As my friend Dave Chappelle reminds us, let’s keep it real for a moment.

According to a 2009 study by the United Health Foundation, Kentucky ranks third in the US for highest population of smokers, at 25.2 percent. The estimated population of KY is 4.2 million residents. That means there are about a million smokers here in KY.

According to several studies, the average smoker consumes between 10-20 cigarettes per day. This would equate to approximately 10-20 million butts or filters to dispose of daily, just in Kentucky alone.

For the year, the tally would be between 365 million and 730 million pieces of toxic litter. So, “what is the big deal about a few filters on the ground?” you may ask.

Filters are usually made with cellulose-acetate wrapped in a paper shell — a change made in the ‘50s to lessen the risk of lung cancer and other diseases. Basically, the filter is plastic and paper.

This causes a problem:  cigarette butts do not decompose, but they degrade over 10-15 years. Thus, each one discarded will stay around for a while. Just look on the ground anywhere you walk, including this smoke-free campus.

You would be hard pressed to find many areas that have no cigarette litter.

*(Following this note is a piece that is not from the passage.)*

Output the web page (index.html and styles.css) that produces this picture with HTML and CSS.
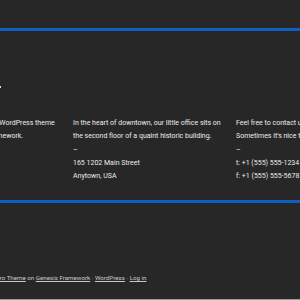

This means that there will be contamination of water supplies — animals will be at risk by eating them and even children picking up and eating them out of curiosity. Let me ask you, when you unwrap a CD, get a drink from a fast food restaurant or open a piece of junk mail, do you just throw it on the ground when you are done? No, you say?

Then why would cigarette butts be so different?

Again, I’m not asking people to stop smoking, but reconsider your choice after the nicotine rush is over. We all live here together and should respect this planet responsibly.

So keep your butts away from my mama (Mother Earth).